The statistics are just a little bit of fun:

The trip was 378 days.

We travelled on 212 of these days, which means that we were on the road 56% of the time, in other words more than every second day!

We travelled a total of 151,591 kilometres (8,411 km by boat, 15,048 km by train, 44,501 km by road (car, truck, bus), 81,231 km by plane, and we’ve walked 2,400 km (3,852,600 steps)!) – Oh, In case you are wondering, the circumference of the earth is 38,400 km, so we’ve travelled the equivalent of 3.95 times around the earth!!

We went to 49 countries (New Zealand, Chile, Argentina, Uruguay, Brazil, French Guiana, Colombia, Panama, Costa Rica, Nicaragua, Honduras, El Salvador, Guatemala, Belize, Mexico, Cuba, USA, Canada, China, Russia, Latvia, Lithuania, Poland, Germany, France, Switzerland, Liechtenstein, Austria, Czech Republic, Slovakia, Hungary, Romania, Bulgaria, Greece, Israel, Palestine, Jordan, UAE, Kenya, Cameroon, Uganda, Rwanda, Tanzania, Malawi, Zambia, Zimbabwe, Botswana, Namibia, and South Africa!).

We stopped in 32 capital cities.

Some of the countries we entered and left more than once, so we’ve had 69 border crossings.

We stopped in 19 different time zones.

We slept in 157 different beds.

We travelled in 29 planes, 16 boats, 52 buses, 12 cars, 25 trains and 3 trucks (although we spent a collective 57 days on these 3 trucks!)

We went to 61 UNESCO world heritage areas (Valparaiso, Iguazu National Park, Colonia de Sacramento, Olinda, Salvador de Bahia, Central Amazon, Rio de Janeiro, Cartagena, Coffee Cultural Landscape of Colombia, Old Habana, Trinidad, Leon Cathedral, Antigua, Tikal National Park, Chichen Itza, Uxmal, Mexico City and Xochimilco, Oaxaca, Palenque, Redwood Parks, Imperial Palaces of the Ming and Qing Dynasties in Beijing, The Great Wall, St. Petersburg, Kremlin and Red Square, White Monuments of Vladimir and Suzdal, Laike Baikal, Volcanoes of Kamchatka, Riga, Vilnius, Warsaw, Berlin, Bordeaux, Vienna, Prague, Krakow, Auschwitz Birkenau, Wielicska and Bothnia Royal Salt Mines, Budapest, Sighisoara, Thessaloniki, Acropolis in Athens, Mystras, Meteora, Delphi, Delos, Church of the Nativity in Bethlehem, Land of the Vines and Olives in Palestine, Hebron, Old City of Jerusalem and Walls, Wadi Rum Protected Areas, Baptism Site, Petra, Kenya Lake System in the Great Rift Valley, Ngorongoro Conservation Park, Serengeti National Park, Stone Town of Zanzibar, Victoria Falls, Okavango Delta, Namib Sand Sea, Robben Island and the Cape Floral Region).

We read over 90 books (Neil 32 and Nikki 60)

We each only had to take stomach antibiotics once (Neil in Cuba, Nik in Guatemala)

We only had 1 visit to a doctor (Nik for Bronchitis in Greece)
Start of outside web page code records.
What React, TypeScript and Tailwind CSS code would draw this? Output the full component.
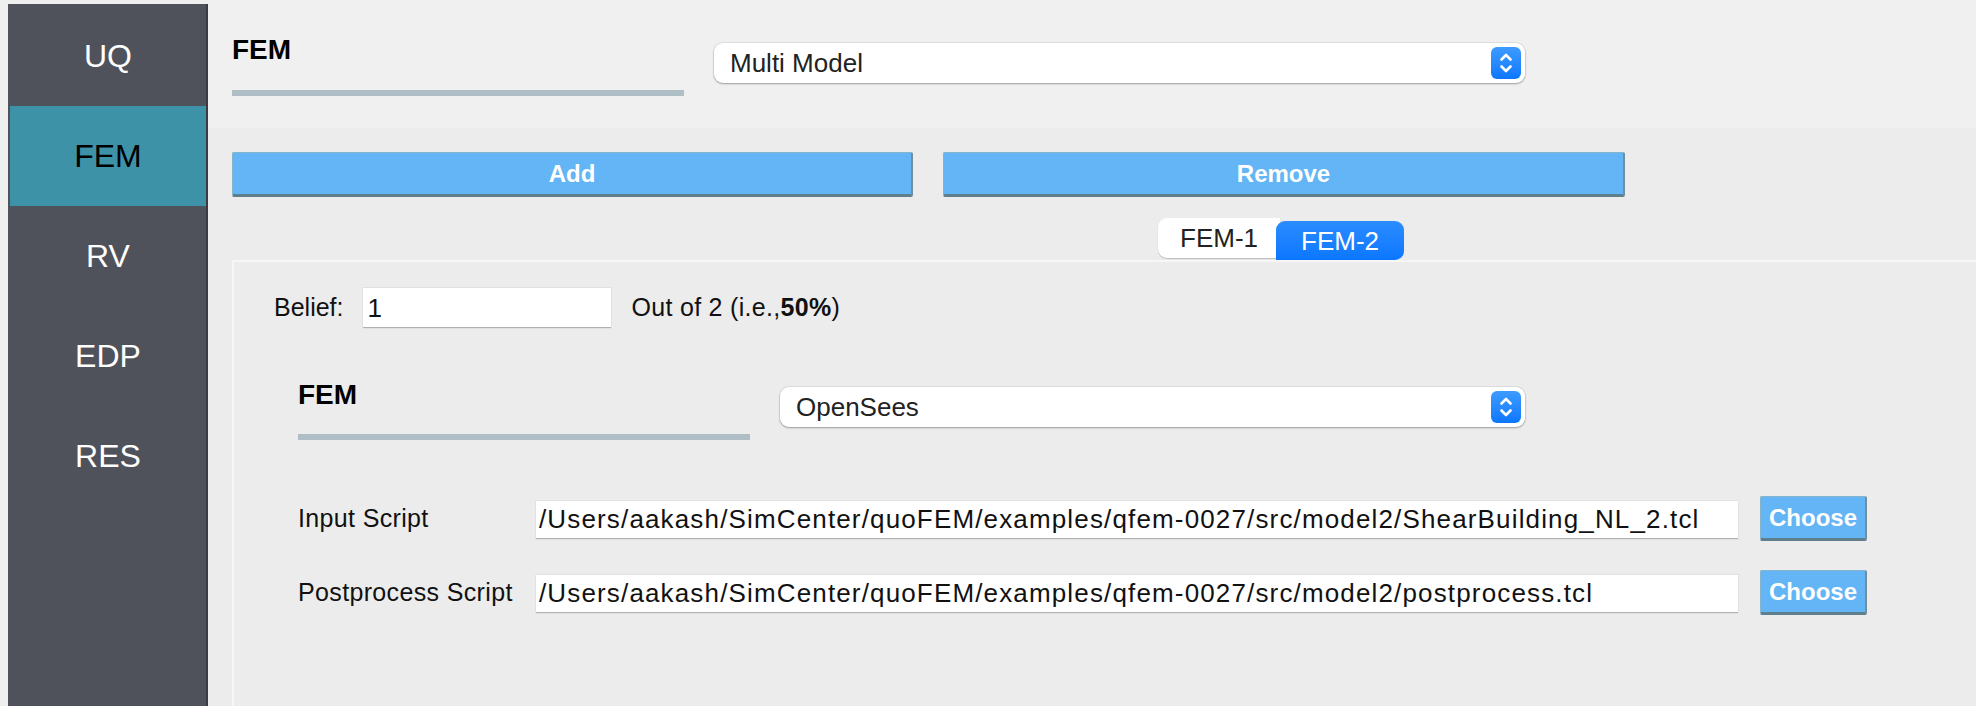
import React from "react";

function Stepper({ className }: { className: string }) {
  return (
    <div className={"flex items-center justify-center rounded-[6px] bg-gradient-to-b from-[#3d9bff] to-[#0a77ff] " + className}>
      <svg width="16" height="24" viewBox="0 0 16 24" fill="none" stroke="white" strokeWidth="2.6" strokeLinecap="round" strokeLinejoin="round">
        <path d="M3.5 8.5 L8 4 L12.5 8.5" />
        <path d="M3.5 15.5 L8 20 L12.5 15.5" />
      </svg>
    </div>
  );
}

function Select({ label, width }: { label: string; width: string }) {
  return (
    <div className={"h-[40px] bg-white rounded-[9px] shadow-[0_1px_2px_rgba(0,0,0,0.3),0_0_0_1px_rgba(0,0,0,0.06)] flex items-center justify-between pl-[16px] pr-[4px] " + width}>
      <span className="text-[26px] leading-none text-[#222]">{label}</span>
      <Stepper className="w-[30px] h-[32px]" />
    </div>
  );
}

function BlueButton({ label, className }: { label: string; className: string }) {
  return (
    <div className={"bg-[#64b5f6] border border-[#86b3cc] border-b-[3px] border-b-[#5f7f8c] border-r-[2px] border-r-[#6f8f9c] rounded-[2px] flex items-center justify-center text-white font-bold text-[24px] leading-none " + className}>
      {label}
    </div>
  );
}

function PathRow({ label, path }: { label: string; path: string }) {
  return (
    <div className="flex items-center h-[45px]">
      <div className="w-[238px] text-[25px] leading-none text-[#111] tracking-[0.35px]">{label}</div>
      <div className="w-[1202px] h-[38px] bg-white border-t border-t-[#e2e2e2] shadow-[0_1px_1px_rgba(0,0,0,0.25)] flex items-center pl-[3px] text-[26px] leading-none text-[#111] tracking-[1.15px] whitespace-nowrap overflow-hidden">
        {path}
      </div>
      <BlueButton label="Choose" className="ml-[22px] w-[107px] h-[45px]" />
    </div>
  );
}

export default function App() {
  const items = ["UQ", "FEM", "RV", "EDP", "RES"];
  return (
    <div className="w-[1976px] h-[706px] bg-[#efefef] flex overflow-hidden [font-family:'Liberation_Sans',Arial,sans-serif]">
      <div className="ml-[8px] mt-[4px] w-[200px] h-[702px] bg-[#4f525a] border-r-2 border-[#3a3c41] pl-[2px] pt-[2px] flex flex-col shrink-0">
        {items.map((it) => (
          <div
            key={it}
            className={
              "h-[100px] flex items-center justify-center text-[32px] leading-none " +
              (it === "FEM" ? "bg-[#3e92a8] text-black" : "text-white")
            }
          >
            {it}
          </div>
        ))}
      </div>
      <div className="flex-1 flex flex-col">
        <div className="h-[128px] bg-[#f0f0f0] flex pl-[24px] shrink-0">
          <div className="w-[452px] flex flex-col">
            <div className="mt-[36px] text-[28px] font-bold leading-none text-black">FEM</div>
            <div className="mt-[26px] h-[6px] bg-[#b0bec5]" />
          </div>
          <div className="ml-[30px] mt-[43px]">
            <Select label="Multi Model" width="w-[811px]" />
          </div>
        </div>
        <div className="flex-1 bg-[#ececec] flex flex-col">
          <div className="mt-[24px] pl-[24px] flex gap-[30px]">
            <BlueButton label="Add" className="w-[681px] h-[45px]" />
            <BlueButton label="Remove" className="w-[682px] h-[45px]" />
          </div>
          <div className="mt-[21px] ml-[950px] flex items-end h-[42px]">
            <div className="w-[122px] h-[40px] mb-[2px] bg-white rounded-l-[9px] shadow-[0_1px_1px_rgba(0,0,0,0.2)] flex items-center justify-center text-[26px] leading-none text-[#222]">
              FEM-1
            </div>
            <div className="-ml-[4px] w-[128px] h-[39px] bg-gradient-to-b from-[#2a8cff] to-[#0a77ff] rounded-[9px] rounded-bl-none flex items-center justify-center text-[26px] leading-none text-white">
              FEM-2
            </div>
          </div>
          <div className="flex-1 ml-[24px] border-t-2 border-l-2 border-[#f6f6f6] flex flex-col">
            <div className="mt-[25px] pl-[40px] flex items-center h-[40px]">
              <span className="text-[25px] leading-none text-[#111]">Belief:</span>
              <div className="ml-[20px] w-[248px] h-[40px] bg-white border-t border-t-[#e0e0e0] shadow-[0_1px_1px_rgba(0,0,0,0.25)] flex items-center pl-[4px] text-[26px] leading-none text-[#111]">
                1
              </div>
              <span className="ml-[20px] text-[25px] leading-none text-[#111] tracking-[0.3px]">
                Out of 2 (i.e.,<b>50%</b>)
              </span>
            </div>
            <div className="mt-[54px] pl-[64px] flex">
              <div className="w-[452px] flex flex-col">
                <div className="text-[28px] font-bold leading-none text-black">FEM</div>
                <div className="mt-[25px] h-[6px] bg-[#b0bec5]" />
              </div>
              <div className="ml-[30px] mt-[6px]">
                <Select label="OpenSees" width="w-[745px]" />
              </div>
            </div>
            <div className="mt-[56px] pl-[64px] flex flex-col gap-[29px]">
              <PathRow label="Input Script" path="/Users/aakash/SimCenter/quoFEM/examples/qfem-0027/src/model2/ShearBuilding_NL_2.tcl" />
              <PathRow label="Postprocess Script" path="/Users/aakash/SimCenter/quoFEM/examples/qfem-0027/src/model2/postprocess.tcl" />
            </div>
          </div>
        </div>
      </div>
    </div>
  );
}
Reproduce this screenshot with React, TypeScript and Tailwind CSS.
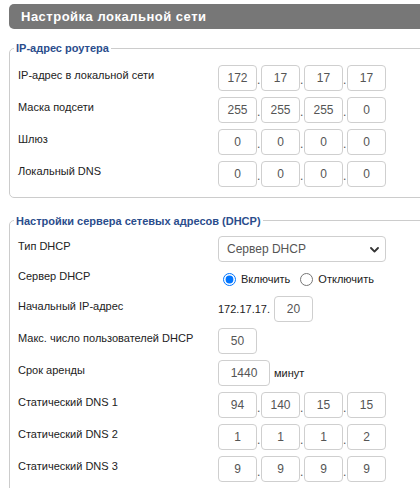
import React from "react";

const font = { fontFamily: '"Liberation Sans", Arial, sans-serif' };

function Box({ v, w = "w-[39px]" }: { v: string; w?: string }) {
  return (
    <input
      readOnly
      value={v}
      className={`${w} h-[26px] border border-[#cfcfcf] rounded-[4px] text-center text-[12px] text-[#555] bg-white outline-none`}
      style={font}
    />
  );
}

function Ip({ parts }: { parts: string[] }) {
  return (
    <div className="flex items-center">
      {parts.map((p, i) => (
        <React.Fragment key={i}>
          <Box v={p} />
          {i < 3 && <span className="w-[4px] text-[12px] text-[#555] leading-none pt-[5px]">.</span>}
        </React.Fragment>
      ))}
    </div>
  );
}

function Row({ label, children, h = "h-[32px]" }: { label: string; children: React.ReactNode; h?: string }) {
  return (
    <div className={`flex items-center ${h}`}>
      <div className="w-[208px] pl-[8px] pb-[5px] text-[11px] text-[#222]">{label}</div>
      <div className="flex items-center">{children}</div>
    </div>
  );
}

export default function App() {
  return (
    <div className="w-[420px] h-[488px] overflow-hidden bg-white" style={font}>
      <div className="ml-[9px] w-[460px] pt-[4px]">
        <div className="h-[25px] bg-[#777777] rounded-l-[5px] flex items-center pl-[12px]">
          <span className="text-white font-bold text-[13px] tracking-[0.5px]">Настройка локальной сети</span>
        </div>

        <fieldset className="mt-[11px] border border-[#cccccc] rounded-[5px] pt-[5px] pb-[7px]">
          <legend className="ml-[4px] px-[2px] text-[11px] font-bold text-[#2b4d8c]">IP-адрес роутера</legend>
          <Row label="IP-адрес в локальной сети"><Ip parts={["172", "17", "17", "17"]} /></Row>
          <Row label="Маска подсети"><Ip parts={["255", "255", "255", "0"]} /></Row>
          <Row label="Шлюз"><Ip parts={["0", "0", "0", "0"]} /></Row>
          <Row label="Локальный DNS"><Ip parts={["0", "0", "0", "0"]} /></Row>
        </fieldset>

        <fieldset className="mt-[15px] border border-[#cccccc] rounded-[5px] pt-[4px] pb-[20px]">
          <legend className="ml-[4px] px-[2px] text-[11px] font-bold text-[#2b4d8c]">Настройки сервера сетевых адресов (DHCP)</legend>
          <Row label="Тип DHCP">
            <div className="relative w-[168px] h-[26px] border border-[#cfcfcf] rounded-[4px] flex items-center pl-[8px] text-[12px] text-[#555]">
              Сервер DHCP
              <svg className="absolute right-[6px] top-[10px]" width="9" height="6" viewBox="0 0 9 6">
                <path d="M1 1l3.5 3.5L8 1" fill="none" stroke="#333" strokeWidth="1.8" strokeLinecap="round" strokeLinejoin="round" />
              </svg>
            </div>
          </Row>
          <Row label="Сервер DHCP" h="h-[28px]">
            <label className="flex items-center text-[11px] text-[#222]">
              <input type="radio" name="dhcp" defaultChecked className="ml-[5px] mr-[3px] w-[13px] h-[13px] m-0" />
              <span className="ml-[2px]">Включить</span>
            </label>
            <label className="flex items-center text-[11px] text-[#222]">
              <input type="radio" name="dhcp" className="ml-[10px] mr-[3px] w-[13px] h-[13px] m-0" />
              <span className="ml-[2px]">Отключить</span>
            </label>
          </Row>
          <Row label="Начальный IP-адрес">
            <span className="text-[11px] text-[#222] mr-[4px]">172.17.17.</span>
            <Box v="20" />
          </Row>
          <Row label="Макс. число пользователей DHCP"><Box v="50" /></Row>
          <Row label="Срок аренды">
            <Box v="1440" w="w-[52px]" />
            <span className="ml-[4px] text-[11px] text-[#222]">минут</span>
          </Row>
          <Row label="Статический DNS 1"><Ip parts={["94", "140", "15", "15"]} /></Row>
          <Row label="Статический DNS 2"><Ip parts={["1", "1", "1", "2"]} /></Row>
          <Row label="Статический DNS 3"><Ip parts={["9", "9", "9", "9"]} /></Row>
        </fieldset>
      </div>
    </div>
  );
}
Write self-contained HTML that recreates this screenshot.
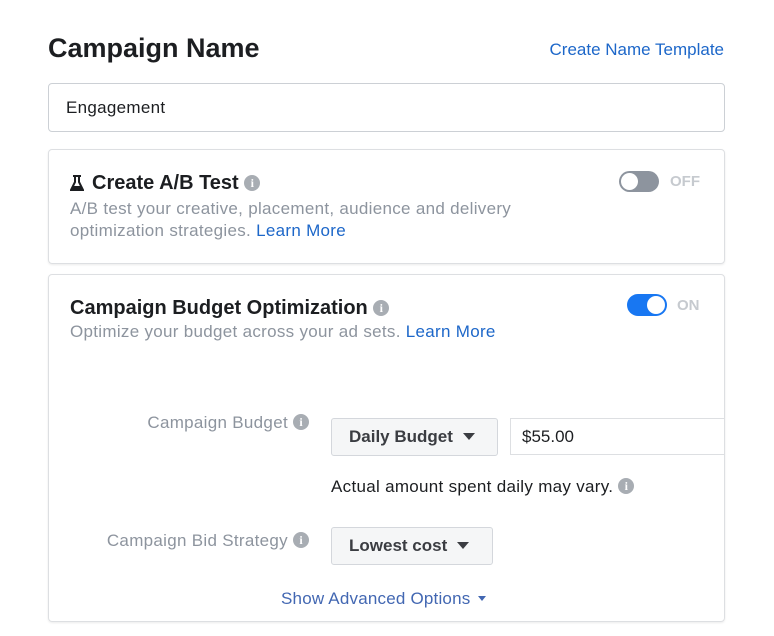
<!DOCTYPE html>
<html><head><style>
*{margin:0;padding:0;box-sizing:border-box}
body{width:774px;height:636px;background:#fff;font-family:"Liberation Sans",sans-serif;position:relative;overflow:hidden;color:#1c1e21}
.a{position:absolute;white-space:nowrap}
.card{position:absolute;left:48px;width:677px;border:1px solid #dddfe2;border-radius:4px;box-shadow:0 1px 2px rgba(0,0,0,.08)}
.i{display:inline-block;width:16px;height:16px;border-radius:50%;background:#a8adb3;color:#fff;font:bold 12px/16px "Liberation Serif",serif;text-align:center;vertical-align:2px;letter-spacing:0}
.btn{position:absolute;background:#f5f6f7;border:1px solid #d4d7dc;border-radius:3px;font-weight:bold;font-size:17px;color:#3b3d42;padding-left:17px;line-height:36px}
.tri{display:inline-block;width:0;height:0;border-left:6px solid transparent;border-right:6px solid transparent;border-top:7px solid #3b3d42;margin-left:10px;vertical-align:2px}
.g{color:#8d949e;font-size:17px;letter-spacing:.3px}
.l{color:#1d67c9}
</style></head><body>
<div class="a" style="left:48px;top:33px;font-size:27px;font-weight:bold">Campaign Name</div>
<div class="a" style="right:50px;top:40px;font-size:17px;color:#1d67c9">Create Name Template</div>
<div class="a" style="left:48px;top:83px;width:677px;height:49px;border:1px solid #ccd0d5;border-radius:4px;font-size:17px;line-height:47px;padding-left:17px;letter-spacing:.3px">Engagement</div>

<div class="card" style="top:149px;height:115px"></div>
<svg class="a" style="left:70px;top:175px" width="14" height="17" viewBox="0 0 14 17"><path d="M3 1h8M5 1v6L1 15h12L9 7V1" fill="none" stroke="#1c1e21" stroke-width="2"/><path d="M3 11h8l2 4H1z" fill="#1c1e21"/></svg>
<div class="a" style="left:92px;top:172px;font-size:20px;font-weight:bold">Create A/B Test <span class="i">i</span></div>
<div class="a" style="left:619px;top:171px;width:40px;height:21px;border-radius:11px;background:#8d949e"><div style="position:absolute;left:2px;top:2px;width:17px;height:17px;border-radius:50%;background:#fff"></div></div>
<div class="a" style="left:670px;top:173px;font-size:15px;font-weight:bold;color:#c6cacf">OFF</div>
<div class="a g" style="left:70px;top:198px;line-height:22px">A/B test your creative, placement, audience and delivery<br>optimization strategies. <span class="l">Learn More</span></div>

<div class="card" style="top:274px;height:348px"></div>
<div class="a" style="left:70px;top:297px;font-size:20px;font-weight:bold">Campaign Budget Optimization <span class="i">i</span></div>
<div class="a" style="left:627px;top:294px;width:40px;height:22px;border-radius:11px;background:#1877f2"><div style="position:absolute;right:2px;top:2px;width:18px;height:18px;border-radius:50%;background:#fff"></div></div>
<div class="a" style="left:677px;top:297px;font-size:15px;font-weight:bold;color:#c6cacf">ON</div>
<div class="a g" style="left:70px;top:322px">Optimize your budget across your ad sets. <span class="l">Learn More</span></div>

<div class="a g" style="right:465px;top:413px">Campaign Budget <span class="i">i</span></div>
<div class="btn" style="left:331px;top:418px;width:167px;height:38px">Daily Budget<span class="tri"></span></div>
<div class="a" style="left:510px;top:418px;width:215px;height:37px;border:1px solid #dddfe2;font-size:17px;line-height:35px;padding-left:11px">$55.00</div>
<div class="a" style="left:331px;top:477px;font-size:17px;letter-spacing:.3px">Actual amount spent daily may vary. <span class="i">i</span></div>
<div class="a g" style="right:465px;top:531px">Campaign Bid Strategy <span class="i">i</span></div>
<div class="btn" style="left:331px;top:527px;width:162px;height:38px">Lowest cost<span class="tri"></span></div>
<div class="a" style="left:281px;top:589px;font-size:17px;color:#4267b2;letter-spacing:.2px">Show Advanced Options <span style="display:inline-block;border-left:4px solid transparent;border-right:4px solid transparent;border-top:5px solid #4267b2;vertical-align:3px;margin-left:3px"></span></div>
</body></html>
And we met more amazing people than we can possibly count!

The most common questions we’ve had about the trip

378 Days! How come you haven’t killed each other?

Prior to the Big Trip, we read quite a few travel books and, if it was a couple who were travelling together, they would without fail split up in Chapter 3! So, why didn’t we kill each other?

Neil:

“I reckon you can’t be doing the same things. Sounds ridiculous when you’re travelling together for a year BUT! What I mean is we had different jobs during the year; mine was to write and research the blogs and get it ready for review by Nik. You thought the blogs that got published went off on tangents!? You should have read them before Nikki reviewed them! Each blog took about 40 hours to research, write, and, once reviewed, upload it to the Travellers Point web portal.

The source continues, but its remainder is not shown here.